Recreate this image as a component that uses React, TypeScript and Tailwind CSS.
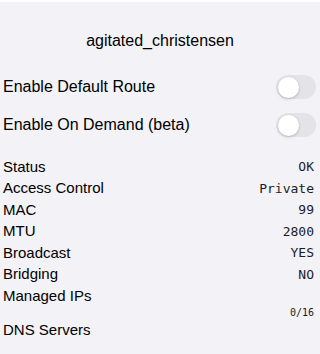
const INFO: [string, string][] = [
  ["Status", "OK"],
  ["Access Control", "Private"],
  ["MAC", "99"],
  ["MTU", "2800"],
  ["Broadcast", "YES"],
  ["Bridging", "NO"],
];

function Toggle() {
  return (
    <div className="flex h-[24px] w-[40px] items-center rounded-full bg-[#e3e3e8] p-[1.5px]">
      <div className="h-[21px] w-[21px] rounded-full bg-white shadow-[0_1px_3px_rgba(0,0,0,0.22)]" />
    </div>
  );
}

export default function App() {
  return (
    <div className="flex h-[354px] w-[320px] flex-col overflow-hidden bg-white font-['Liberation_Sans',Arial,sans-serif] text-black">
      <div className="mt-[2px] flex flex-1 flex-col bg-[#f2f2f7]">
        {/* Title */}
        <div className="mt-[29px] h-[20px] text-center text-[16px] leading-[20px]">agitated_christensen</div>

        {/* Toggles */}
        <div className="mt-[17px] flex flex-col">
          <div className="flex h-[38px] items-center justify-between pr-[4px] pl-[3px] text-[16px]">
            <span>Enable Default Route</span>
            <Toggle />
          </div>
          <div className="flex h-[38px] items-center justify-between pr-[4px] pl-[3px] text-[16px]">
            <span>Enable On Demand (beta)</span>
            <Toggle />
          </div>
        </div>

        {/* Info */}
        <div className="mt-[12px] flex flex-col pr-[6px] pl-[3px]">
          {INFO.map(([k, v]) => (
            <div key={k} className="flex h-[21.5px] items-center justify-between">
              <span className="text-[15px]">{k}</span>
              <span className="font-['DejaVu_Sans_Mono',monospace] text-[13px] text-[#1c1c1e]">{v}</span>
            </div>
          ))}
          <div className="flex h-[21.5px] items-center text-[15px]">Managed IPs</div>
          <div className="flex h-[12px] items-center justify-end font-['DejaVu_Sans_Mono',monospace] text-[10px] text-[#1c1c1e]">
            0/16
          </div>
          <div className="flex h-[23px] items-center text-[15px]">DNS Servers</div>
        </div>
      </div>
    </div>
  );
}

● ● ● ● ● ● ●

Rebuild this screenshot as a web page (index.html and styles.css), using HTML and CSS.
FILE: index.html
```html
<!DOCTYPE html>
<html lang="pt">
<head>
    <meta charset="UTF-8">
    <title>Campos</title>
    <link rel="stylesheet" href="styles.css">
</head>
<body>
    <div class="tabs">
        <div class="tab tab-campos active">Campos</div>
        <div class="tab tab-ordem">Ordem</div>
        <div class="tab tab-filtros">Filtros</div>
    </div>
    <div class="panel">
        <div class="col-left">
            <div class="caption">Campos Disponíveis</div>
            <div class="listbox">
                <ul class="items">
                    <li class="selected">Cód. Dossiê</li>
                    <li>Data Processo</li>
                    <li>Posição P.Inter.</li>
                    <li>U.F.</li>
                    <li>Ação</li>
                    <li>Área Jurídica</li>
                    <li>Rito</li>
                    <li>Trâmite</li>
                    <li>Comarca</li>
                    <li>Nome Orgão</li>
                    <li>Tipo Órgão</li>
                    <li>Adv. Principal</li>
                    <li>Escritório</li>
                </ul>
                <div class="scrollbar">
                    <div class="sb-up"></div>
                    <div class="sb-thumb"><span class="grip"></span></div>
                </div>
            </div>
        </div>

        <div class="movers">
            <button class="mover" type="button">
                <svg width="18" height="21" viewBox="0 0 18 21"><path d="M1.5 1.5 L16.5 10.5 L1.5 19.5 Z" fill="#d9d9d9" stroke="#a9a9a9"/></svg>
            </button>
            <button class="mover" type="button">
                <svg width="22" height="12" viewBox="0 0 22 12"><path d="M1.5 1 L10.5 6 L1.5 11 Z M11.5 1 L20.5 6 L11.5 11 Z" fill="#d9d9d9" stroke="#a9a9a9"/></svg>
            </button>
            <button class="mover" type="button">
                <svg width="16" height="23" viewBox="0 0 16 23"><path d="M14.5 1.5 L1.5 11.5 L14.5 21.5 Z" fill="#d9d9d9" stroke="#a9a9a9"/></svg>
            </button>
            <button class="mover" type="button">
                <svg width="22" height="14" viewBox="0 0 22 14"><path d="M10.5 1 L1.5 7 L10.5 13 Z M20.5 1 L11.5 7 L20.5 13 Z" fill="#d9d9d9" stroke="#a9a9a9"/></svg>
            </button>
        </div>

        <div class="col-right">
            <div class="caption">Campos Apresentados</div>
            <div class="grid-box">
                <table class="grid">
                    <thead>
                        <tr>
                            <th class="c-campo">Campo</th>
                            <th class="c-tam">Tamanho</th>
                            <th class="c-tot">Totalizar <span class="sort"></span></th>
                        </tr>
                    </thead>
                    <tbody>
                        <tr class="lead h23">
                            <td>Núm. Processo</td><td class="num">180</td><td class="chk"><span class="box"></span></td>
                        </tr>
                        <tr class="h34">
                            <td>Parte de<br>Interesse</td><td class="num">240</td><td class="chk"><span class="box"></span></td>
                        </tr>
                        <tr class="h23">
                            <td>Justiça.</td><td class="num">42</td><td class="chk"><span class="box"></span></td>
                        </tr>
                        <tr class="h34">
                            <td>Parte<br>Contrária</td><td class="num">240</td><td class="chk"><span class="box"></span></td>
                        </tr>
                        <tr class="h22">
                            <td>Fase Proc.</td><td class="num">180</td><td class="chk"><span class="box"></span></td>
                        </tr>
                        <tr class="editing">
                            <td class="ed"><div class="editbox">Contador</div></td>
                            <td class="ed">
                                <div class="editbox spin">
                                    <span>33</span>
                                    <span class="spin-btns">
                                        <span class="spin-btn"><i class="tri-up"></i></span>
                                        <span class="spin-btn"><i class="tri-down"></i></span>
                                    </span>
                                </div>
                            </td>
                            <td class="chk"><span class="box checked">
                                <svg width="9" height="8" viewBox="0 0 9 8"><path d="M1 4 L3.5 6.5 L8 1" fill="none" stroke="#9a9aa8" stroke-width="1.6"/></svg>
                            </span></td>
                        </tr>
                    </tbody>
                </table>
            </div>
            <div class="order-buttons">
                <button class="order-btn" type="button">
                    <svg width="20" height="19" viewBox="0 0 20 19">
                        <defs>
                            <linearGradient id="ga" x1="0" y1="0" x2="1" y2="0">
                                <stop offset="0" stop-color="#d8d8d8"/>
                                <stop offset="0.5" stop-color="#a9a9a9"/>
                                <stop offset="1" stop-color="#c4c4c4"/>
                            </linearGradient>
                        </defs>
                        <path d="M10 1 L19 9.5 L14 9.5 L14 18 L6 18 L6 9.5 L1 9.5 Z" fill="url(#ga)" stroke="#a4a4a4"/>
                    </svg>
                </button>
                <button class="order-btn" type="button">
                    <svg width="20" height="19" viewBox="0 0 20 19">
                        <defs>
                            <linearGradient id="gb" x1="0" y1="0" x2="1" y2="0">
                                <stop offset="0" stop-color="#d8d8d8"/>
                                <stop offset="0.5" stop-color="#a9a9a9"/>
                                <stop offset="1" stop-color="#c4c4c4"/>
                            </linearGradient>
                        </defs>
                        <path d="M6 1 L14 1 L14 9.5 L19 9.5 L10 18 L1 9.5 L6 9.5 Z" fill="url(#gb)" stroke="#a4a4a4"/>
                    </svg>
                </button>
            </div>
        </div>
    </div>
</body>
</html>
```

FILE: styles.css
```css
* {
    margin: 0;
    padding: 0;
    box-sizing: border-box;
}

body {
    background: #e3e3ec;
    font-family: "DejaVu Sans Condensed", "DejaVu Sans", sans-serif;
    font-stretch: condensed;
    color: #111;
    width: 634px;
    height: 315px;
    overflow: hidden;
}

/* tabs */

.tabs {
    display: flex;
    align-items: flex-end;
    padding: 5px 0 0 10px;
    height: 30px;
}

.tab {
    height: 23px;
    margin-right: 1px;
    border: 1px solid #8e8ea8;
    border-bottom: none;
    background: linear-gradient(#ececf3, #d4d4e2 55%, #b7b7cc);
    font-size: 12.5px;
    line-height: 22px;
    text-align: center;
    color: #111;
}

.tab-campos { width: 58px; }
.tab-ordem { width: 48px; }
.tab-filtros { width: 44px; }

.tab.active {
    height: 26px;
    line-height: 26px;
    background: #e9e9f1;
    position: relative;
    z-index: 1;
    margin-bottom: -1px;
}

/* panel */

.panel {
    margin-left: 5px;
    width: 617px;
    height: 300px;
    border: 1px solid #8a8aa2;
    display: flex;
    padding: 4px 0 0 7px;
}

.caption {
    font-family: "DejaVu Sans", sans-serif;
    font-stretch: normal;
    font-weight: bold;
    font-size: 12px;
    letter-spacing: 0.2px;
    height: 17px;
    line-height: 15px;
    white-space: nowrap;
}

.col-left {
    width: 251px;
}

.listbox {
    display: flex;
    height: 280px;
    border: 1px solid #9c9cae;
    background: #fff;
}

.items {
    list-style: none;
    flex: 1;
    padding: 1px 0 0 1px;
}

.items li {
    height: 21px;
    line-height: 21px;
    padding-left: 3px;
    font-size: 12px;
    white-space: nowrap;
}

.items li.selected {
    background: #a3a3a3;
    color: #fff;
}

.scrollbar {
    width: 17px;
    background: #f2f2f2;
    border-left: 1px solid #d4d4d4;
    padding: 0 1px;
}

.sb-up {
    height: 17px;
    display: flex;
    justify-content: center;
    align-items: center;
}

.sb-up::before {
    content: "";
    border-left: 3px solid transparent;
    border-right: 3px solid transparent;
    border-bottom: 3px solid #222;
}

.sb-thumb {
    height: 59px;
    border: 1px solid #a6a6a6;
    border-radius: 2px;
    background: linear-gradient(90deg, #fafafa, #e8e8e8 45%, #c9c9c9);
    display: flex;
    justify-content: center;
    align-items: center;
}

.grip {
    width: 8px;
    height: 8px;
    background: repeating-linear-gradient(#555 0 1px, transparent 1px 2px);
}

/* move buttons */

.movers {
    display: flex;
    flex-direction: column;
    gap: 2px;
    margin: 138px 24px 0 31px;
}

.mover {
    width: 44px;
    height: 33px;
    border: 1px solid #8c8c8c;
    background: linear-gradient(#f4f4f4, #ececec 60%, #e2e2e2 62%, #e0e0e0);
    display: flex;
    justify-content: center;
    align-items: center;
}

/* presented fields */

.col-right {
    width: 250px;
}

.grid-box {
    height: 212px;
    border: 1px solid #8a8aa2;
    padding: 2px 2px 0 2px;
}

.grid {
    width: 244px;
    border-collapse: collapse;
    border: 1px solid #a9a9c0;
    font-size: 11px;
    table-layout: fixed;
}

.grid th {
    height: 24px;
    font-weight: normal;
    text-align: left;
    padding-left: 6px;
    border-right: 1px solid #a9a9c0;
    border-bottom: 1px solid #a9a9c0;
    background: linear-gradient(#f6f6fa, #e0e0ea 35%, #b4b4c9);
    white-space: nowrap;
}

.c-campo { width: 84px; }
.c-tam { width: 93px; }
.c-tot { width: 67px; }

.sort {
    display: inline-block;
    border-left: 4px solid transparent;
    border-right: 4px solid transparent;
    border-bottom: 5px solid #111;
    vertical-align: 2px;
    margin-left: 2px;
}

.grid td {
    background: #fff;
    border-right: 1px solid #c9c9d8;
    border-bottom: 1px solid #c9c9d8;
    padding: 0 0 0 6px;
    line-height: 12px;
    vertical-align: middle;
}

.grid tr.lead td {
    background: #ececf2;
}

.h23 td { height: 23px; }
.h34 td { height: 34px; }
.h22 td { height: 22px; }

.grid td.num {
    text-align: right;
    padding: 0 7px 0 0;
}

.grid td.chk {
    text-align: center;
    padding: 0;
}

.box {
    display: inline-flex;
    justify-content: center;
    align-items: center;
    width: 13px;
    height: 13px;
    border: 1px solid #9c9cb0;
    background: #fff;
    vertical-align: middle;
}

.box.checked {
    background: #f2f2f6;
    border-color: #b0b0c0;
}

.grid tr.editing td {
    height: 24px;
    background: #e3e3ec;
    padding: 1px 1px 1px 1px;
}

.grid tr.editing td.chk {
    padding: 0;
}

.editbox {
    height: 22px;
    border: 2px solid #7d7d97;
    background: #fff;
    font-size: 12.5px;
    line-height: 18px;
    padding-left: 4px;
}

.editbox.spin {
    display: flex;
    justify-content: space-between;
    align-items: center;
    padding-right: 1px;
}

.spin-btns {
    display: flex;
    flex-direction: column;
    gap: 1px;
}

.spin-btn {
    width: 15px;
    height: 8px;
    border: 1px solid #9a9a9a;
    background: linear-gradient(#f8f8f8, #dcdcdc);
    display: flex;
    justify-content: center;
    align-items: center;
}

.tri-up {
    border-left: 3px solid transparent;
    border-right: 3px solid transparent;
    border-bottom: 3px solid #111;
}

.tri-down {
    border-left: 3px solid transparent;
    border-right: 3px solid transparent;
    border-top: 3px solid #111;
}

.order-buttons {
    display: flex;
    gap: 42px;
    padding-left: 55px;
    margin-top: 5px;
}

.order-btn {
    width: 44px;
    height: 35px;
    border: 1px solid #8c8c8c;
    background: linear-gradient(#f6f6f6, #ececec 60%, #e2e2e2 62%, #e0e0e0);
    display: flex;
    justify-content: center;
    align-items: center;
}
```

● ● ● ● ● ● ●

Aim of the exercise
Do not copy any pictures. Retype exactly the stretch from the line with "Recreate this image" through the line with "h-[20px] text-center text-[16px]".

Task solution
Recreate this image as a component that uses React, TypeScript and Tailwind CSS.
const INFO: [string, string][] = [
  ["Status", "OK"],
  ["Access Control", "Private"],
  ["MAC", "99"],
  ["MTU", "2800"],
  ["Broadcast", "YES"],
  ["Bridging", "NO"],
];

function Toggle() {
  return (
    <div className="flex h-[24px] w-[40px] items-center rounded-full bg-[#e3e3e8] p-[1.5px]">
      <div className="h-[21px] w-[21px] rounded-full bg-white shadow-[0_1px_3px_rgba(0,0,0,0.22)]" />
    </div>
  );
}

export default function App() {
  return (
    <div className="flex h-[354px] w-[320px] flex-col overflow-hidden bg-white font-['Liberation_Sans',Arial,sans-serif] text-black">
      <div className="mt-[2px] flex flex-1 flex-col bg-[#f2f2f7]">
        {/* Title */}
        <div className="mt-[29px] h-[20px] text-center text-[16px] leading-[20px]">agitated_christensen</div>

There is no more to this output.